# Homework Help: Minimum distance from a repulsive central force

1. Oct 21, 2009

### gcfve

1. The problem statement, all variables and given/known data
A particle of mass m moves under action of a repulsive central force Fr=Cr-3 with constant C greater than 0. At a very large distance from the centre of the force, the partcle has kinetic energy K and its impact parameter is b. Use conservation of energy and angular momentum to show that the closest m comes to the centre of force is rmin=$$\sqrt{b^2+ C/2K}$$

2. Relevant equations
L=mbv0
E=$$\frac{1}{2}$$mvr2+L2/2mr2+V(r)

3. The attempt at a solution
So far, I said that since the object is far away its total energy is K
I think V(r) = -3C/r2, but I'm not sure.
And at rmin, E==$$\frac{1}{2}$$mvrmin2+(mbv)2/2mr2-3C/rmin2

I don't know what to do next.
1. The problem statement, all variables and given/known data

2. Relevant equations

3. The attempt at a solution

2. Oct 22, 2009

### MiguelSanchez

PHY2333...Assignment is due tomorrow... Still can't get this either.

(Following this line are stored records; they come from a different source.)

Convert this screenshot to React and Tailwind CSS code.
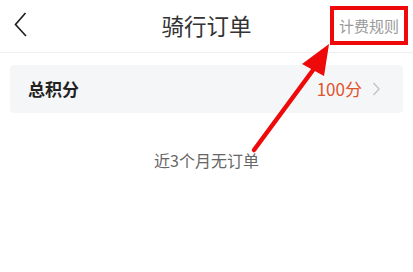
export default function App() {
  const font = { fontFamily: '"Noto Sans CJK SC", "Noto Sans", sans-serif' };
  return (
    <div className="relative w-[413px] h-[272px] bg-white overflow-hidden" style={font}>
      <header className="relative h-[53px] border-b border-[#efefef] flex items-center justify-center">
        <svg className="absolute left-[12px] top-[11px]" width="18" height="28" viewBox="0 0 18 28">
          <path d="M13.5 2 L3.5 13.5 L14 25" fill="none" stroke="#222" strokeWidth="1.7" />
        </svg>
        <span className="text-[22.5px] text-[#333] leading-none -mt-[2px]">骑行订单</span>
        <div className="absolute right-[5px] top-[6px] w-[78px] h-[39px] border-4 border-[#ee0a0a] flex items-center justify-center">
          <span className="text-[15px] text-[#9a9a9a] leading-none">计费规则</span>
        </div>
      </header>

      <div className="mx-[10px] mt-[12px] h-[48px] rounded bg-[#f5f6f8] pl-[18px] pr-[22px] flex items-center justify-between">
        <span className="text-[17px] font-bold text-[#222]">总积分</span>
        <div className="flex items-center gap-[10px]">
          <span className="text-[17px] text-[#e0542c]">100分</span>
          <svg width="9" height="14" viewBox="0 0 9 14">
            <path d="M1.5 1 L7 7 L1.5 13" fill="none" stroke="#c4c4c4" strokeWidth="1.4" />
          </svg>
        </div>
      </div>

      <p className="mt-[35px] text-center text-[16px] text-[#666]">近3个月无订单</p>

      <svg className="absolute left-0 top-0 pointer-events-none" width="413" height="272" viewBox="0 0 413 272">
        <line x1="254" y1="150" x2="316" y2="66" stroke="#ee0a0a" strokeWidth="4.5" strokeLinecap="round" />
        <polygon points="329,44 302,64 324,76" fill="#ee0a0a" />
      </svg>
    </div>
  );
}
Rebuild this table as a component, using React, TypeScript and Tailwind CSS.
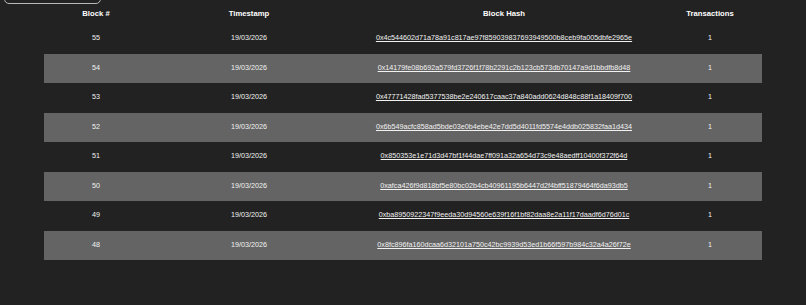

Where do you get -3C/r^2 for V(r)? Would it not be -0.5C/r^2?

3. Oct 22, 2009

### gcfve

Yeah, I still don't know how to get it.

4. Oct 22, 2009

### gcfve

oops wrong topic

Last edited: Oct 22, 2009
5. Oct 22, 2009

### MiguelSanchez

Take Force integrate from rmin to b, as when r is infinity, it will approximately equal to be, because it is essentially uneffected by the force anyway. this integration will give you the answer. I know its not using angular momentum, but I don't care at this point.